Set task — Give the data below again exactly as written, without its pictures.

>> Start

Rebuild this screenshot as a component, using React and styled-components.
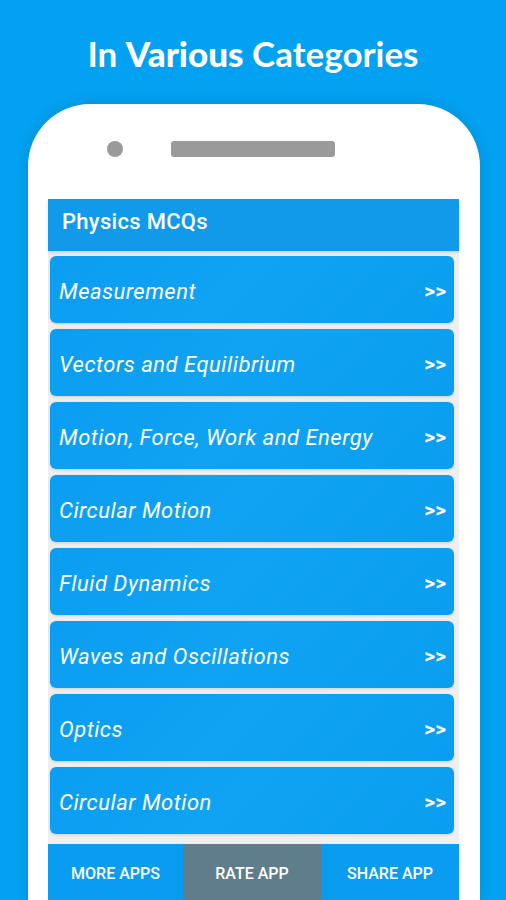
import styled, { createGlobalStyle } from "styled-components";

const GlobalStyle = createGlobalStyle`
  html, body {
    margin: 0;
    padding: 0;
    background: #03a1f1;
  }
  body {
    font-family: Roboto, "Liberation Sans", sans-serif;
    overflow: hidden;
  }
`

const topics = [
    "Measurement",
    "Vectors and Equilibrium",
    "Motion, Force, Work and Energy",
    "Circular Motion",
    "Fluid Dynamics",
    "Waves and Oscillations",
    "Optics",
    "Circular Motion"
]

const App = () => {
    return (
        <>
            <GlobalStyle />
            <Page>
                <Title>In <strong>Various</strong> Categories</Title>
                <Phone>
                    <PhoneTop>
                        <Camera />
                        <Speaker />
                    </PhoneTop>
                    <Screen>
                        <Header>Physics MCQs</Header>
                        <List>
                            {
                                topics.map((topic, index) => {
                                    return (
                                        <Card key={index}>
                                            <span>{topic}</span>
                                            <Arrows>&gt;&gt;</Arrows>
                                        </Card>
                                    )
                                })
                            }
                        </List>
                        <BottomBar>
                            <BarButton>MORE APPS</BarButton>
                            <BarButton active>RATE APP</BarButton>
                            <BarButton>SHARE APP</BarButton>
                        </BottomBar>
                    </Screen>
                </Phone>
            </Page>
        </>
    )
}

const Page = styled.div`
    width: 506px;
    height: 900px;
    overflow: hidden;
    display: flex;
    flex-direction: column;
    background: #03a1f1;
`
const Title = styled.h1`
    margin: 0;
    height: 106px;
    padding-top: 33px;
    box-sizing: border-box;
    text-align: center;
    color: #fff;
    font-family: Lato, "Open Sans", sans-serif;
    font-weight: 700;
    font-size: 35px;
    line-height: 40px;
    strong{
        font-weight: 900;
    }
`
const Phone = styled.div`
    margin: 0 26px 0 28px;
    flex: 1;
    background: #fff;
    border-radius: 62px 62px 0 0;
    display: flex;
    flex-direction: column;
    box-shadow: 0 0 14px rgba(0,0,0,0.12);
`
const PhoneTop = styled.div`
    height: 95px;
    display: flex;
    align-items: center;
    padding-left: 79px;
    gap: 48px;
    padding-bottom: 6px;
    box-sizing: border-box;
`
const Camera = styled.div`
    width: 16px;
    height: 16px;
    border-radius: 50%;
    background: #9a9a9a;
`
const Speaker = styled.div`
    width: 164px;
    height: 16px;
    border-radius: 3px;
    background: #9a9a9a;
`
const Screen = styled.div`
    margin: 0 21px 0 20px;
    flex: 1;
    background: #efefef;
    display: flex;
    flex-direction: column;
`
const Header = styled.div`
    height: 52px;
    background: #1199ea;
    color: #fff;
    font-size: 22px;
    font-weight: 500;
    letter-spacing: 0.3px;
    padding-left: 14px;
    display: flex;
    align-items: center;
    padding-bottom: 8px;
    box-sizing: border-box;
    box-shadow: 0 2px 3px rgba(0,0,0,0.12);
`
const List = styled.div`
    display: flex;
    flex-direction: column;
    gap: 6px;
    padding: 5px 5px 0 2px;
`
const Card = styled.div`
    height: 67px;
    border-radius: 6px;
    background: linear-gradient(135deg, #0a9df1 0%, #10a3f3 45%, #0a9ef0 100%);
    box-shadow: 0 1px 3px rgba(0,0,0,0.14);
    color: #fff;
    display: flex;
    align-items: center;
    justify-content: space-between;
    padding: 3px 8px 0 9px;
    box-sizing: border-box;
    font-size: 22px;
    letter-spacing: 0.5px;
    font-style: italic;
`
const Arrows = styled.span`
    font-style: normal;
    font-weight: 700;
    font-size: 21px;
    letter-spacing: 0;
`
const BottomBar = styled.div`
    margin-top: 10px;
    height: 56px;
    display: grid;
    grid-template-columns: 135px 138px 1fr;
`
const BarButton = styled.div`
    background: ${props => props.active ? "#607d8b" : "#0a9cf0"};
    color: #fff;
    font-size: 16px;
    font-weight: 500;
    display: flex;
    align-items: center;
    justify-content: center;
    padding-top: 2px;
`

export default App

>> End

Expected answer —
Rebuild this screenshot as a component, using React and styled-components.
import styled, { createGlobalStyle } from "styled-components";

const GlobalStyle = createGlobalStyle`
  html, body {
    margin: 0;
    padding: 0;
    background: #03a1f1;
  }
  body {
    font-family: Roboto, "Liberation Sans", sans-serif;
    overflow: hidden;
  }
`

const topics = [
    "Measurement",
    "Vectors and Equilibrium",
    "Motion, Force, Work and Energy",
    "Circular Motion",
    "Fluid Dynamics",
    "Waves and Oscillations",
    "Optics",
    "Circular Motion"
]

const App = () => {
    return (
        <>
            <GlobalStyle />
            <Page>
                <Title>In <strong>Various</strong> Categories</Title>
                <Phone>
                    <PhoneTop>
                        <Camera />
                        <Speaker />
                    </PhoneTop>
                    <Screen>
                        <Header>Physics MCQs</Header>
                        <List>
                            {
                                topics.map((topic, index) => {
                                    return (
                                        <Card key={index}>
                                            <span>{topic}</span>
                                            <Arrows>&gt;&gt;</Arrows>
                                        </Card>
                                    )
                                })
                            }
                        </List>
                        <BottomBar>
                            <BarButton>MORE APPS</BarButton>
                            <BarButton active>RATE APP</BarButton>
                            <BarButton>SHARE APP</BarButton>
                        </BottomBar>
                    </Screen>
                </Phone>
            </Page>
        </>
    )
}

const Page = styled.div`
    width: 506px;
    height: 900px;
    overflow: hidden;
    display: flex;
    flex-direction: column;
    background: #03a1f1;
`
const Title = styled.h1`
    margin: 0;
    height: 106px;
    padding-top: 33px;
    box-sizing: border-box;
    text-align: center;
    color: #fff;
    font-family: Lato, "Open Sans", sans-serif;
    font-weight: 700;
    font-size: 35px;
    line-height: 40px;
    strong{
        font-weight: 900;
    }
`
const Phone = styled.div`
    margin: 0 26px 0 28px;
    flex: 1;
    background: #fff;
    border-radius: 62px 62px 0 0;
    display: flex;
    flex-direction: column;
    box-shadow: 0 0 14px rgba(0,0,0,0.12);
`
const PhoneTop = styled.div`
    height: 95px;
    display: flex;
    align-items: center;
    padding-left: 79px;
    gap: 48px;
    padding-bottom: 6px;
    box-sizing: border-box;
`
const Camera = styled.div`
    width: 16px;
    height: 16px;
    border-radius: 50%;
    background: #9a9a9a;
`
const Speaker = styled.div`
    width: 164px;
    height: 16px;
    border-radius: 3px;
    background: #9a9a9a;
`
const Screen = styled.div`
    margin: 0 21px 0 20px;
    flex: 1;
    background: #efefef;
    display: flex;
    flex-direction: column;
`
const Header = styled.div`
    height: 52px;
    background: #1199ea;
    color: #fff;
    font-size: 22px;
    font-weight: 500;
    letter-spacing: 0.3px;
    padding-left: 14px;
    display: flex;
    align-items: center;
    padding-bottom: 8px;
    box-sizing: border-box;
    box-shadow: 0 2px 3px rgba(0,0,0,0.12);
`
const List = styled.div`
    display: flex;
    flex-direction: column;
    gap: 6px;
    padding: 5px 5px 0 2px;
`
const Card = styled.div`
    height: 67px;
    border-radius: 6px;
    background: linear-gradient(135deg, #0a9df1 0%, #10a3f3 45%, #0a9ef0 100%);
    box-shadow: 0 1px 3px rgba(0,0,0,0.14);
    color: #fff;
    display: flex;
    align-items: center;
    justify-content: space-between;
    padding: 3px 8px 0 9px;
    box-sizing: border-box;
    font-size: 22px;
    letter-spacing: 0.5px;
    font-style: italic;
`
const Arrows = styled.span`
    font-style: normal;
    font-weight: 700;
    font-size: 21px;
    letter-spacing: 0;
`
const BottomBar = styled.div`
    margin-top: 10px;
    height: 56px;
    display: grid;
    grid-template-columns: 135px 138px 1fr;
`
const BarButton = styled.div`
    background: ${props => props.active ? "#607d8b" : "#0a9cf0"};
    color: #fff;
    font-size: 16px;
    font-weight: 500;
    display: flex;
    align-items: center;
    justify-content: center;
    padding-top: 2px;
`

export default App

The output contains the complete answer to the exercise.